Gece, Ankara, 2020
Kimlik, ait olunan/olunmayan ve hissedilen/hissettirilen ikilemiyle yeni
bir senteze ulaşabilen; sabit değilakışkan ve birbirine dönüşebilen, farklı
türlerin bazen hepsi bazen hiçbiri olamayan, düşün dünyasının tartışmalı
ve ilgi alanı oldukça geniş olan bir kavramdır. Kimlik meselesinin
incelenmesi kişiler, gruplar, uluslar olduğu kadar kentler için de
önemlidir. Çünkü içinde yaşanılan kent, sadece binalardan ve sitelerden
oluşan cansız bir mekân değil; o kentte yaşayan insanların bireysel ve
kolektif hafızalarıyla oluşturdukları, anlam yükledikleri ve zamana göre
dönüşüme uğrayan -tıpkı bir aile gibi hayat boyu süren- aidiyetlerdir. 1945-2015 yılları arasında ‘klasik değişim ve
kentleşme’ misyonu üstlenen Çanakkale kentinin ve kimliğinin
şekillendiği toplumsal yapının analizi tarih ve kültür kenti için oldukça
önemlidir.
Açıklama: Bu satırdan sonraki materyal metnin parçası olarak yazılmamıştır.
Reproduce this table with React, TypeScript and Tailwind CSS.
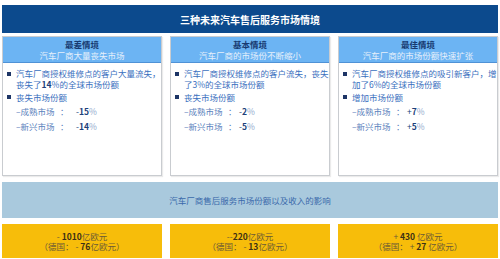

Yapısal sembolik etkileşim teorisinin temel bileşenleri ve
sosyal kimlik tanımlama biçimlerinden yola çıkılarak farklı kimliklerin
kendilerini ve diğerlerini tanımlama biçimlerini; toplumsal önyargıların
neler olduğunu ve farklılıklarla nasıl bir yaşam tahayyül edildiğinin
sorunsallaştırıldığı bu çalışmada; nitel araştırma yöntemiyle
(derinlemesine görüşme ve gözlem tekniklerinin bir arada kullanılması)
elde edilen bulgular, içerik analiziyle çözümlenmiştir.